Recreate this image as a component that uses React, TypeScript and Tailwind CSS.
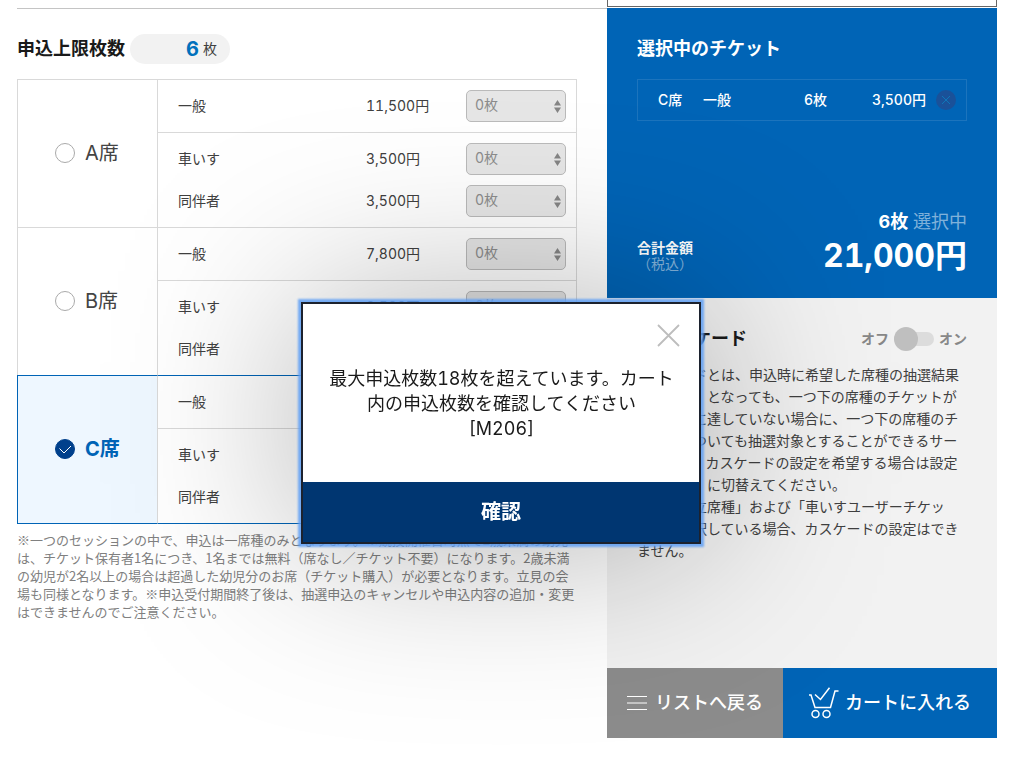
import React from "react";

interface Ticket {
  label: string;
  price: string;
  count: number;
}

interface Seat {
  id: string;
  name: string;
  tickets: Ticket[];
}

const seats: Seat[] = [
  {
    id: "a",
    name: "A席",
    tickets: [
      { label: "一般", price: "11,500円", count: 0 },
      { label: "車いす", price: "3,500円", count: 0 },
      { label: "同伴者", price: "3,500円", count: 0 },
    ],
  },
  {
    id: "b",
    name: "B席",
    tickets: [
      { label: "一般", price: "7,800円", count: 0 },
      { label: "車いす", price: "3,500円", count: 0 },
      { label: "同伴者", price: "3,500円", count: 0 },
    ],
  },
  {
    id: "c",
    name: "C席",
    tickets: [
      { label: "一般", price: "3,500円", count: 6 },
      { label: "車いす", price: "3,500円", count: 0 },
      { label: "同伴者", price: "3,500円", count: 0 },
    ],
  },
];

const cascadeText = [
  "カスケードとは、申込時に希望した席種の抽選結果",
  "が「落選」となっても、一つ下の席種のチケットが",
  "予定枚数に達していない場合に、一つ下の席種のチ",
  "ケットについても抽選対象とすることができるサー",
  "ビスです。カスケードの設定を希望する場合は設定",
  "を「オン」に切替えてください。",
  "なお「独立席種」および「車いすユーザーチケッ",
  "ト」を選択している場合、カスケードの設定はでき",
  "ません。",
];

const noteText = [
  "※一つのセッションの中で、申込は一席種のみとなります。※競技開催日時点で2歳未満の幼児",
  "は、チケット保有者1名につき、1名までは無料（席なし／チケット不要）になります。2歳未満",
  "の幼児が2名以上の場合は超過した幼児分のお席（チケット購入）が必要となります。立見の会",
  "場も同様となります。※申込受付期間終了後は、抽選申込のキャンセルや申込内容の追加・変更",
  "はできませんのでご注意ください。",
];

const Lines: React.FC<{ lines: string[] }> = ({ lines }) => (
  <>
    {lines.map((line) => (
      <span key={line} className="block whitespace-nowrap">
        {line}
      </span>
    ))}
  </>
);

const CountSelect: React.FC<{ label: string; count: number }> = ({
  label,
  count,
}) => (
  <div className="relative w-[100px]">
    <select
      aria-label={label}
      disabled
      defaultValue={count}
      className="block h-8 w-full appearance-none rounded-[5px] border border-[#bababa] bg-[#e6e6e6] pb-[2px] pl-2 text-sm text-[#8c8c8c] opacity-100"
    >
      {[0, 1, 2, 3, 4, 5, 6].map((n) => (
        <option key={n} value={n}>
          {n}枚
        </option>
      ))}
    </select>
    <svg
      className="pointer-events-none absolute top-[10px] right-[5px]"
      width="7"
      height="13"
      viewBox="0 0 7 13"
      fill="#858585"
      aria-hidden="true"
    >
      <path d="M3.5 0 7 5.5H0zM3.5 13 0 7.5h7z" />
    </svg>
  </div>
);

const SeatRows: React.FC<{ seat: Seat; checked: boolean; last: boolean }> = ({
  seat,
  checked,
  last,
}) => {
  const top = checked ? "border-t-[#0064b6]" : "border-t-[#d9d9d9]";
  const right = checked ? "border-r-[#0064b6]" : "border-r-[#d9d9d9]";
  const bottom = last ? "border-b border-b-[#0064b6]" : "";
  // padding and rules of the three ticket rows of a seat
  const rowStyles = [
    `border-t py-[10px] ${top}`,
    "border-t border-t-[#d9d9d9] pt-[10px]",
    `py-[10px] ${bottom}`,
  ];

  return (
    <tbody>
      {seat.tickets.map((ticket, i) => (
        <tr key={ticket.label}>
          {i === 0 && (
            <th
              rowSpan={3}
              scope="rowgroup"
              className={`w-[141px] border-x border-t border-r-[#d9d9d9] pb-[2px] pl-[37px] text-left ${top} ${bottom} ${
                checked ? "border-l-[#0064b6] bg-[#eef7ff]" : "border-l-[#d9d9d9]"
              }`}
            >
              <label
                className={`flex items-center gap-[10px] text-xl leading-7 ${
                  checked ? "font-bold text-[#0064b6]" : "font-normal text-[#444]"
                }`}
              >
                <span className="relative block size-5">
                  <input
                    type="radio"
                    name="seat"
                    defaultChecked={checked}
                    className="block size-5 appearance-none rounded-full border border-[#aaa] bg-white checked:border-[#00408c] checked:bg-[#00408c]"
                  />
                  {checked && (
                    <svg
                      className="pointer-events-none absolute inset-0"
                      width="20"
                      height="20"
                      viewBox="0 0 20 20"
                      fill="none"
                      stroke="#fff"
                      aria-hidden="true"
                    >
                      <path d="m4.500 9.500 4.500 4.500 7-7" />
                    </svg>
                  )}
                </span>
                {seat.name}
              </label>
            </th>
          )}
          <td className={`pl-5 ${rowStyles[i]}`}>{ticket.label}</td>
          <td className={`w-[100px] ${rowStyles[i]}`}>{ticket.price}</td>
          <td className={`w-[111px] border-r ${right} ${rowStyles[i]}`}>
            <CountSelect
              label={`${seat.name} ${ticket.label}`}
              count={ticket.count}
            />
          </td>
        </tr>
      ))}
    </tbody>
  );
};

const SeatSection: React.FC = () => (
  <section className="mt-2 min-w-0 flex-1 border-t border-[#c4c4c4] pt-[25px] pr-[30px]">
    <div className="mb-[15px] flex h-[30px] items-center gap-[5px]">
      <h2 className="text-lg leading-7 font-bold text-[#1a1a1a]">
        申込上限枚数
      </h2>
      <p className="flex h-[30px] w-[100px] items-center justify-end gap-1 rounded-full bg-[#f2f2f2] pr-[13px]">
        <strong className="text-xl leading-7 text-[#0071bc]">6</strong>
        枚
      </p>
    </div>
    <table className="w-full table-auto border-separate border-spacing-0">
      {seats.map((seat, i) => (
        <SeatRows
          key={seat.id}
          seat={seat}
          checked={seat.id === "c"}
          last={i === seats.length - 1}
        />
      ))}
    </table>
    <p className="mt-[7px] font-['Noto_Sans_CJK_JP',sans-serif] text-[13px] leading-[18px] text-[#808080]">
      <Lines lines={noteText} />
    </p>
  </section>
);

const SelectedTickets: React.FC = () => (
  <section className="flex min-h-[290px] flex-col bg-[#0064b6] px-[30px] pt-[27px] pb-[22px] text-white">
    <h2 className="text-lg leading-7 font-bold">選択中のチケット</h2>
    <div className="mt-4 flex h-[42px] items-center border border-[#1c74bd] pr-[10px] pl-5 font-medium">
      <span className="w-[45px]">C席</span>
      <span className="flex-1">一般</span>
      <span className="w-[68px]">6枚</span>
      <span className="mr-[10px]">3,500円</span>
      <button
        type="button"
        aria-label="削除"
        className="flex size-5 items-center justify-center rounded-full bg-[#1a5199]"
      >
        <svg width="10" height="10" viewBox="0 0 10 10" stroke="#0e77ba">
          <path d="m1 1 8 8M9 1 1 9" />
        </svg>
      </button>
    </div>
    <div className="mt-auto text-right text-lg leading-7 text-white/50">
      <strong className="text-white">6枚</strong> 選択中
    </div>
    <div className="flex items-center justify-between">
      <p className="text-center leading-4">
        <strong className="block">合計金額</strong>
        <span className="block text-white/50">（税込）</span>
      </p>
      <strong className="text-[32px] leading-10">21,000円</strong>
    </div>
  </section>
);

const Cascade: React.FC = () => (
  <section className="min-h-[370px] bg-[#f2f2f2] px-[30px] pt-[27px]">
    <div className="flex items-center justify-between">
      <h2 className="pl-5 text-lg leading-7 font-bold text-[#1a1a1a]">
        カスケード
      </h2>
      <label className="flex items-center gap-[5px] font-bold text-[#888]">
        オフ
        <input
          type="checkbox"
          aria-label="カスケード"
          className="h-[14px] w-10 appearance-none rounded-full bg-[#dcdcdc] before:-mt-[5px] before:block before:size-6 before:rounded-full before:bg-[#bfbfbf]"
        />
        オン
      </label>
    </div>
    <p className="mt-[11px] leading-[22px]">
      <Lines lines={cascadeText} />
    </p>
  </section>
);

const CartIcon: React.FC = () => (
  <svg
    width="30"
    height="32"
    viewBox="0 0 30 32"
    fill="none"
    stroke="currentColor"
    strokeWidth="1.500"
    aria-hidden="true"
  >
    <path d="M0 8h2l4 12.500h15.500L26 4h3.500" />
    <path d="m6 7.500 5.500 5L20.500.8" />
    <circle cx="6.500" cy="27" r="3.500" />
    <circle cx="17.500" cy="27" r="3.500" />
  </svg>
);

const Dialog: React.FC = () => (
  <div className="absolute inset-x-0 top-0 flex justify-center pt-[302px] pr-[18px]">
    <div className="drop-shadow-[0_0_90px_rgba(0,0,0,0.3)]">
      <div
        role="dialog"
        aria-modal="true"
        className="w-[400px] border-2 border-[#1c222e] bg-white shadow-[0_0_2px_3px_rgba(95,160,245,0.85)]"
      >
        <div className="flex min-h-[178px] flex-col pr-[19px] pl-5">
          <button
            type="button"
            aria-label="閉じる"
            className="mt-5 self-end text-[#bdbdbd]"
          >
            <svg
              width="23"
              height="23"
              viewBox="0 0 23 23"
              stroke="currentColor"
              strokeWidth="1.800"
            >
              <path d="m1 1 21 21M22 1 1 22" />
            </svg>
          </button>
          <p className="mt-[19px] text-center text-lg leading-[25px] text-[#1a1a1a]">
            <Lines
              lines={[
                "最大申込枚数18枚を超えています。カート",
                "内の申込枚数を確認してください",
                "[M206]",
              ]}
            />
          </p>
        </div>
        <button
          type="button"
          className="block h-[60px] w-full bg-[#003671] text-xl font-bold text-white"
        >
          確認
        </button>
      </div>
    </div>
  </div>
);

const App: React.FC = () => (
  <div
    lang="ja"
    className="relative min-h-screen overflow-hidden bg-white font-['Inter','Noto_Sans_CJK_JP',sans-serif] text-sm text-[#404040] tabular-nums"
  >
    <main className="flex pr-[23px] pl-[17px]">
      <SeatSection />
      <aside className="w-[390px] shrink-0">
        <div className="mb-px h-[7px] border border-t-0 border-[#666]"></div>
        <SelectedTickets />
        <Cascade />
        <div className="flex h-[70px] text-lg font-medium text-white">
          <button
            type="button"
            className="flex w-[176px] items-center justify-center gap-2 bg-[#8c8c8c]"
          >
            <svg
              width="20"
              height="14"
              viewBox="0 0 20 14"
              stroke="currentColor"
              aria-hidden="true"
            >
              <path d="M0 .5h20M0 7h20M0 13.500h20" />
            </svg>
            リストへ戻る
          </button>
          <button
            type="button"
            className="flex flex-1 items-center justify-center gap-[6px] bg-[#0064b6]"
          >
            <CartIcon />
            カートに入れる
          </button>
        </div>
      </aside>
    </main>
    <Dialog />
  </div>
);

export default App;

- **Set task**: Find the count of lines in the data above where the string "React" occurs. Provide that number alone.

- **Response for this exercise**: 11